Sgt. Cal Keuning with the Ottawa County Marine Patrol was there. He’s worked with the patrol for nearly a decade and said they got the ROD just two years ago.
“It makes our job much safer ’cause we can rule out things,” Keuning said. “Instead of sending divers in and out all the time we can go up to the target, see what the target is, and go from there.”
Armed with cameras and sonar equipment, the device is attached to a tether and then tossed in the water. A crew member then directs it where to go with a remote control. They can view everything on a monitor.
“I can go right up to the target,” Keuning said. “I can take video, still picture, look around the target and go from there.”
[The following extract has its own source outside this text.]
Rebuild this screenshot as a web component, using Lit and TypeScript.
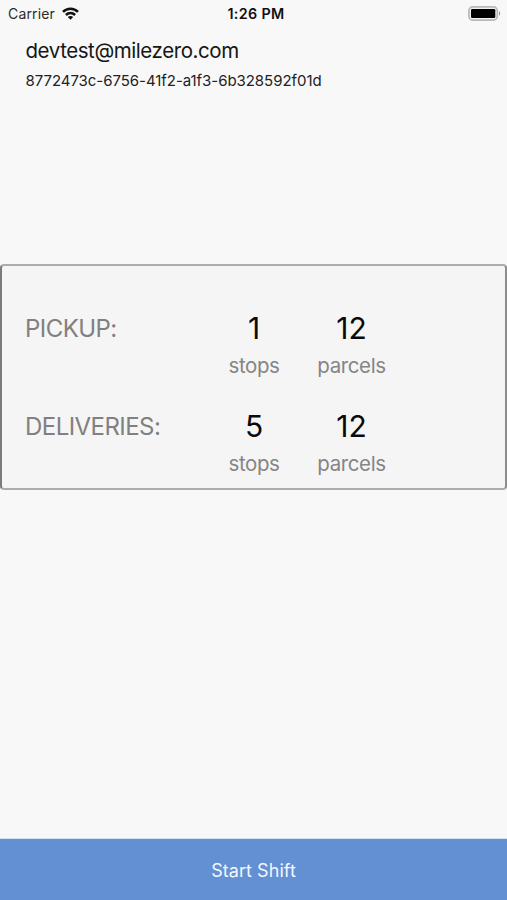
import { LitElement, html, css } from "lit";
import { customElement, property } from "lit/decorators.js";

@customElement("status-bar")
class StatusBar extends LitElement {
  static styles = css`
    :host {
      display: grid;
      grid-template-columns: 1fr auto 1fr;
      align-items: center;
      height: 28px;
      padding: 0 6px 0 8px;
      box-sizing: border-box;
      color: #111;
      font-size: 14px;
      line-height: 28px;
    }
    .carrier { display: flex; align-items: center; gap: 7px; color: #2a2a2a; letter-spacing: 0.15px; }
    .time { font-weight: 600; font-size: 14.3px; letter-spacing: 0.35px; padding-left: 3px; }
    .battery { display: flex; justify-content: flex-end; }
    svg { display: block; }
    .cell { margin-top: -2px; }
    .wifi { margin-top: -2px; }
  `;
  render() {
    return html`
      <div class="carrier">
        <span>Carrier</span>
        <svg class="wifi" width="17" height="13" viewBox="0 0 17 13" fill="none" stroke="#111" stroke-width="2.5">
          <path d="M1 4.9C5.2 .6 11.8 .6 16 4.9" />
          <path d="M3.9 8C6.5 5.4 10.5 5.4 13.1 8" />
          <path d="M8.5 12.7L5.8 10C7.3 8.5 9.7 8.5 11.2 10Z" fill="#111" stroke="none" />
        </svg>
      </div>
      <span class="time">1:26 PM</span>
      <div class="battery">
        <svg class="cell" width="33" height="15" viewBox="0 0 33 15">
          <rect x=".9" y=".9" width="28.4" height="13.2" rx="3.8" fill="#f0f0f0" stroke="#b9b9b9" stroke-width="1.7" />
          <rect x="3" y="3" width="24.3" height="9" rx="1.2" fill="#000" />
          <path d="M31 5.3C32.6 5.9 32.6 9.1 31 9.7Z" fill="#999" />
        </svg>
      </div>
    `;
  }
}

@customElement("count-cell")
class CountCell extends LitElement {
  @property() value = "";
  @property() unit = "";
  static styles = css`
    :host { display: flex; flex-direction: column; align-items: center; }
    .value { font-size: 30px; line-height: 38px; color: #0a0a0a; }
    .unit { font-size: 20.5px; line-height: 38px; color: #858585; letter-spacing: -0.4px; }
  `;
  render() {
    return html`<span class="value">${this.value}</span><span class="unit">${this.unit}</span>`;
  }
}

@customElement("app-root")
class AppRoot extends LitElement {
  static styles = css`
    :host {
      display: flex;
      flex-direction: column;
      height: 900px;
      background: #f8f8f8;
      font-family: Inter, "Liberation Sans", sans-serif;
    }
    .account { height: 236px; padding-left: 25.5px; box-sizing: border-box; padding-top: 8px; }
    .email { font-size: 20.5px; line-height: 30px; color: #161616; letter-spacing: -0.43px; }
    .id { font-size: 15px; line-height: 30px; color: #222; letter-spacing: -0.05px; }
    .summary {
      height: 226px;
      box-sizing: border-box;
      border: 2px solid #acacac;
      border-left-color: #7b7b7b;
      border-right-color: #8c8c8c;
      border-radius: 4px;
      background: #f5f5f5;
      padding: 43px 0 0 23px;
    }
    .row { display: grid; grid-template-columns: 180px 98px 97px; height: 98px; }
    .label { font-size: 24px; line-height: 39px; color: #808080; white-space: nowrap; letter-spacing: -0.55px; }
    .start {
      margin-top: auto;
      height: 62px;
      border: 0;
      border-top: 1px solid #d5e1f2;
      padding: 2px 0 0;
      background: #638fd3;
      color: #f3f7ff;
      font: 18px Inter, sans-serif;
      letter-spacing: 0.05px;
    }
  `;
  render() {
    const rows = [
      { label: "PICKUP:", stops: "1", parcels: "12" },
      { label: "DELIVERIES:", stops: "5", parcels: "12" },
    ];
    return html`
      <status-bar></status-bar>
      <section class="account">
        <div><span class="email">devtest@milezero.com</span></div>
        <div><span class="id">8772473c-6756-41f2-a1f3-6b328592f01d</span></div>
      </section>
      <section class="summary">
        ${rows.map(
          (r) => html`<div class="row">
            <span class="label">${r.label}</span>
            <count-cell value=${r.stops} unit="stops"></count-cell>
            <count-cell value=${r.parcels} unit="parcels"></count-cell>
          </div>`
        )}
      </section>
      <button class="start">Start Shift</button>
    `;
  }
}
Whether it’s skimming the surface, or scaling the bottom of the water, the robot shows crews everything they need to know.
“Shows my depth. If we’re in the water it shows my temperature right there as well,” Keuning said, while pointing to the monitor. “Then, of course, my compass heading.”
The device can even travel as far as 1,000 feet below. It doesn’t, however, replace traditional dive team crews. Keuning said often times the device will be in the water at the same time as divers. Saying, that while the divers are in one area, the device can be in another, expanding the search.
“We can see the divers on this, too” Keuning said. “We can make sure drivers are ok, and what not, we can talk to them, so it’s a very safe device.”